Dataset records:
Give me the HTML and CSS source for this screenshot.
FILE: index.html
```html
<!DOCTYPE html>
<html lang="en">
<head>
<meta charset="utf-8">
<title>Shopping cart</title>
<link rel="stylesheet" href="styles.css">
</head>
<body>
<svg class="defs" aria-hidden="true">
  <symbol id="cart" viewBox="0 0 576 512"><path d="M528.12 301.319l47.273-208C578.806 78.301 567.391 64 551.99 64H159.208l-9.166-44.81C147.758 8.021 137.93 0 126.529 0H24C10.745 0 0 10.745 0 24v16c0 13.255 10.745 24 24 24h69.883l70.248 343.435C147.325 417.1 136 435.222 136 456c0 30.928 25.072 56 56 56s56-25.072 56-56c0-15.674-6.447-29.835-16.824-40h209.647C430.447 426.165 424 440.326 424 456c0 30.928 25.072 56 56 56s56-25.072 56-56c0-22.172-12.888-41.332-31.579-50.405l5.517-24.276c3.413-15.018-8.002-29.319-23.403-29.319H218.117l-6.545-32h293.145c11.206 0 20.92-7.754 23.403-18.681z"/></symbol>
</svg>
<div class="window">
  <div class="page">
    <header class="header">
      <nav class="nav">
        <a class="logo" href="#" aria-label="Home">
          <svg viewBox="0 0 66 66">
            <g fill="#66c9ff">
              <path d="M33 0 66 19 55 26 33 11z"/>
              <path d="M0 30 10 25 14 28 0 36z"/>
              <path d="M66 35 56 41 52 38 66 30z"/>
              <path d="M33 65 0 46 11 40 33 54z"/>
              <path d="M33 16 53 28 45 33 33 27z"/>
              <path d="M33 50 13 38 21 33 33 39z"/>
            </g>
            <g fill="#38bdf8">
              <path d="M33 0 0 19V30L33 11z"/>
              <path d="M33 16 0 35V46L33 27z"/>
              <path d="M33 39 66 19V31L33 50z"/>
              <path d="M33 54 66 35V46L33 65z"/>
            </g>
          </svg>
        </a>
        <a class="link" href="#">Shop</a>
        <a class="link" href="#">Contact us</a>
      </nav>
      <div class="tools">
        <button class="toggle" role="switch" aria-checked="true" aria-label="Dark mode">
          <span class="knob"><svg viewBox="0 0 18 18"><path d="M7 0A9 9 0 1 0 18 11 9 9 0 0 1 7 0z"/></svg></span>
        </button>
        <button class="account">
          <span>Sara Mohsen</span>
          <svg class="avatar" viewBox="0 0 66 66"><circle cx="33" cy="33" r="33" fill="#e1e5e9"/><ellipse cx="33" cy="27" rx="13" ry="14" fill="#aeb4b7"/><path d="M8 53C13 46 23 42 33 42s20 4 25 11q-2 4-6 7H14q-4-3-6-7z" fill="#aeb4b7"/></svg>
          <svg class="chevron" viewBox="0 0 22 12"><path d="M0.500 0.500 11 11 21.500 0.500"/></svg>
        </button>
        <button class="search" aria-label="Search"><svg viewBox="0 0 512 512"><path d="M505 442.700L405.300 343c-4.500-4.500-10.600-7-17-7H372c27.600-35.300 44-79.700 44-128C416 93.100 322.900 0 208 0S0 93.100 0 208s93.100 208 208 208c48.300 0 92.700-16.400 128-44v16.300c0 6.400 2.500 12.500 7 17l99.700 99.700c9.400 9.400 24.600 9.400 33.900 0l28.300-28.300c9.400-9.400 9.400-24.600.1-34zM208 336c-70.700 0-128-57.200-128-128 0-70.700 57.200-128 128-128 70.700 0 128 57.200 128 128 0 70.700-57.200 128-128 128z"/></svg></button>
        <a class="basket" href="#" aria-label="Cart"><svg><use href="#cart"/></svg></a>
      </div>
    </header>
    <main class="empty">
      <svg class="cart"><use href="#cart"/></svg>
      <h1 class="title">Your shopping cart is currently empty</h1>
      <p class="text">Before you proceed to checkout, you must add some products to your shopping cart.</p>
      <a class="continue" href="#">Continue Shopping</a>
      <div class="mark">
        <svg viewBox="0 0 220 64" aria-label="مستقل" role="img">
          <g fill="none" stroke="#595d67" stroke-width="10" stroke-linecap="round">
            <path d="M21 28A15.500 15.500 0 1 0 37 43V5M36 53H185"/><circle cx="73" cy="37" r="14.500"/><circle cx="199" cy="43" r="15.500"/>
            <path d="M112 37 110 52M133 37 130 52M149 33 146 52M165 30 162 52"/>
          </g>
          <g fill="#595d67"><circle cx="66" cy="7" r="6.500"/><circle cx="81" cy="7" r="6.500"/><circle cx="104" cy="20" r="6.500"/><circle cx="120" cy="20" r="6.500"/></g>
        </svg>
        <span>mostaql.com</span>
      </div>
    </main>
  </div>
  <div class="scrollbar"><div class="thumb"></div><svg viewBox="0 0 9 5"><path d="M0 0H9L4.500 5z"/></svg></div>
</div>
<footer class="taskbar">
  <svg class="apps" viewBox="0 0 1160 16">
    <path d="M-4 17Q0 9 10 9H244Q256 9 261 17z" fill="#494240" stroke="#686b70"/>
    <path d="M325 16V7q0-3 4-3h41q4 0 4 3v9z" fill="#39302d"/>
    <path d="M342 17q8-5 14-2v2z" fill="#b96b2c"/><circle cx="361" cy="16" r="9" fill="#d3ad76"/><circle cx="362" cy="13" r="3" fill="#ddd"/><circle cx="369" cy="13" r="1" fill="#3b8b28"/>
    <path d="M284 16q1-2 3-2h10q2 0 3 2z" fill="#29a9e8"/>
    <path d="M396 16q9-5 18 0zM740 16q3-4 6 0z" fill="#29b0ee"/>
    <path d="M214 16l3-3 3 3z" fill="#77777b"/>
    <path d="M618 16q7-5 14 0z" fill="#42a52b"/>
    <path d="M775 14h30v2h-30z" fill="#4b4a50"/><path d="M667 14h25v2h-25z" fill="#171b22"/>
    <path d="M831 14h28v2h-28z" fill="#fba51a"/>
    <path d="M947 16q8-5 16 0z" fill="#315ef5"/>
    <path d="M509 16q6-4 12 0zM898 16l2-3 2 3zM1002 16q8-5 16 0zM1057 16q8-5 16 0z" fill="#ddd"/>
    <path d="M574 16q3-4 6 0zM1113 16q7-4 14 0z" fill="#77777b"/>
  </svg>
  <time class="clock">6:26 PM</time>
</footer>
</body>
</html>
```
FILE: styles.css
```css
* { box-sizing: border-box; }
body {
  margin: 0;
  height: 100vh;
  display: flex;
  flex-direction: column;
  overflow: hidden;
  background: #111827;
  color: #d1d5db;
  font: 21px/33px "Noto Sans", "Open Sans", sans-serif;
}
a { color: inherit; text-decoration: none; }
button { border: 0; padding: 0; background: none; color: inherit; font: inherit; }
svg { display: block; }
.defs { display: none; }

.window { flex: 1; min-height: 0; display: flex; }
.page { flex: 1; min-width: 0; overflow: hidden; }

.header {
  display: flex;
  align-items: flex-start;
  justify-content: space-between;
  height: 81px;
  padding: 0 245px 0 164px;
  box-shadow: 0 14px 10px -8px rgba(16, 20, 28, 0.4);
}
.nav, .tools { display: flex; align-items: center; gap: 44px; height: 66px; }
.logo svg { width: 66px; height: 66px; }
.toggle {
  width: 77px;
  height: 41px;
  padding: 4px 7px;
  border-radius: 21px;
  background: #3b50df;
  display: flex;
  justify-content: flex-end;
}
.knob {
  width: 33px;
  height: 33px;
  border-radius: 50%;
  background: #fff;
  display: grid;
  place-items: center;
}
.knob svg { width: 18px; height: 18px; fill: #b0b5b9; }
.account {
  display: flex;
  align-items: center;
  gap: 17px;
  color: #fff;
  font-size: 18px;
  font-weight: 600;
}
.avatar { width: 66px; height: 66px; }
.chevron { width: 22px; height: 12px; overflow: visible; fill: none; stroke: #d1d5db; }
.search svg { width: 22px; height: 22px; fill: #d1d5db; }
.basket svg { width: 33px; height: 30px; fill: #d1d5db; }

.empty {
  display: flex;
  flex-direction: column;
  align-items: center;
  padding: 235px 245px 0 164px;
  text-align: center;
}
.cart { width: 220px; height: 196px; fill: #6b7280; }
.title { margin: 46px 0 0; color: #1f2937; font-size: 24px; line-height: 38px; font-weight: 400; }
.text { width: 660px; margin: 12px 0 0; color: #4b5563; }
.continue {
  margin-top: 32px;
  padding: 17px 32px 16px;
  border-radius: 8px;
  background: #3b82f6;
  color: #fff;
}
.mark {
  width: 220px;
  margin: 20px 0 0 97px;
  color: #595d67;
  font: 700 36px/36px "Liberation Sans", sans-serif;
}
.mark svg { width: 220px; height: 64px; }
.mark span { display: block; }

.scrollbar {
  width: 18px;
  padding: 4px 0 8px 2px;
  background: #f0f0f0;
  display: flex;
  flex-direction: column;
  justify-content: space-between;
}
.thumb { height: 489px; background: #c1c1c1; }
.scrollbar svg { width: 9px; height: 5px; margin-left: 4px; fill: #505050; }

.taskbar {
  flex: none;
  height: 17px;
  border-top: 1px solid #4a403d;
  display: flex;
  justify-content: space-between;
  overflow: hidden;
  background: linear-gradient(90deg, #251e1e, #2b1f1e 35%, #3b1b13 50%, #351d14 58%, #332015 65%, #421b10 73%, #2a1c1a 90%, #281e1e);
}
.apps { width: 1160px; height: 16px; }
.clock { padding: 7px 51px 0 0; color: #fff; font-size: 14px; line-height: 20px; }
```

==

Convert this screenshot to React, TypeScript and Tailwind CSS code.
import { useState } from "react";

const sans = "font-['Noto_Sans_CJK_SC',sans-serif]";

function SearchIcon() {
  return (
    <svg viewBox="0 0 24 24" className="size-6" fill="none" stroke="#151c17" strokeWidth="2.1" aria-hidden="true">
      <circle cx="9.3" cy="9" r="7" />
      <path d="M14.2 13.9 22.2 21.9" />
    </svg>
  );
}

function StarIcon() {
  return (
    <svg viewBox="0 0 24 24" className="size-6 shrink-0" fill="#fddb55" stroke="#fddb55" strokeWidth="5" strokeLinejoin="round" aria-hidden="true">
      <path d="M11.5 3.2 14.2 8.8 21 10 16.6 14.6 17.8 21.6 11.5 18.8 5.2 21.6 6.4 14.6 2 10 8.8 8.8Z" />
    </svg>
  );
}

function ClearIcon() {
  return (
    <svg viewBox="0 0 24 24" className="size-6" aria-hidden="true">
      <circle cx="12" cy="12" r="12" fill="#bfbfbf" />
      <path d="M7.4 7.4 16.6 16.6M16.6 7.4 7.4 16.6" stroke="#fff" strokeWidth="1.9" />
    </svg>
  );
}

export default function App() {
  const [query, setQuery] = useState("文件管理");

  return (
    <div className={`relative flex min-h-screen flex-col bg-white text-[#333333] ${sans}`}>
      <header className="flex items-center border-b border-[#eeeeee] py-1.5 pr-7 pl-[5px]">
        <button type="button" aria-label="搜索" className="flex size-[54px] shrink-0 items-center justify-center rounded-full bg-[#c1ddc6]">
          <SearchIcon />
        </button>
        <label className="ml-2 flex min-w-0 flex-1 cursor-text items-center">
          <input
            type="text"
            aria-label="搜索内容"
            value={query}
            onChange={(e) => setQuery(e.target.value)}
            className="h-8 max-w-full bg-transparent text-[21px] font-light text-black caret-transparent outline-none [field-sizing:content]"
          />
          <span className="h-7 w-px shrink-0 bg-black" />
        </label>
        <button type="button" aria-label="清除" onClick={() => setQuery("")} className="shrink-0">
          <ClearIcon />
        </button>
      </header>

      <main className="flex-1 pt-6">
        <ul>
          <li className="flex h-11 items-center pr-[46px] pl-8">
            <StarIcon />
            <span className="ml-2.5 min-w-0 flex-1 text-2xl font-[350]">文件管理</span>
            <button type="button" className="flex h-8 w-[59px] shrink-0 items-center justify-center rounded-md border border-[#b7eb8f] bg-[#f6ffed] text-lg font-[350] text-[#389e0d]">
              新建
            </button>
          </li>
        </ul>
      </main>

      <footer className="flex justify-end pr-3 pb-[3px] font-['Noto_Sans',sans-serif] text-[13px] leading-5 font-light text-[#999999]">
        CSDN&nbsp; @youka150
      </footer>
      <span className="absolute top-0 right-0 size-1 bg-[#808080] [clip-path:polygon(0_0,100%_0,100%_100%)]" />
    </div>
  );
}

What to work on:
Check each line above for "screenshot" and return the ones that have it.

Correct answer:
Give me the HTML and CSS source for this screenshot.
Convert this screenshot to React, TypeScript and Tailwind CSS code.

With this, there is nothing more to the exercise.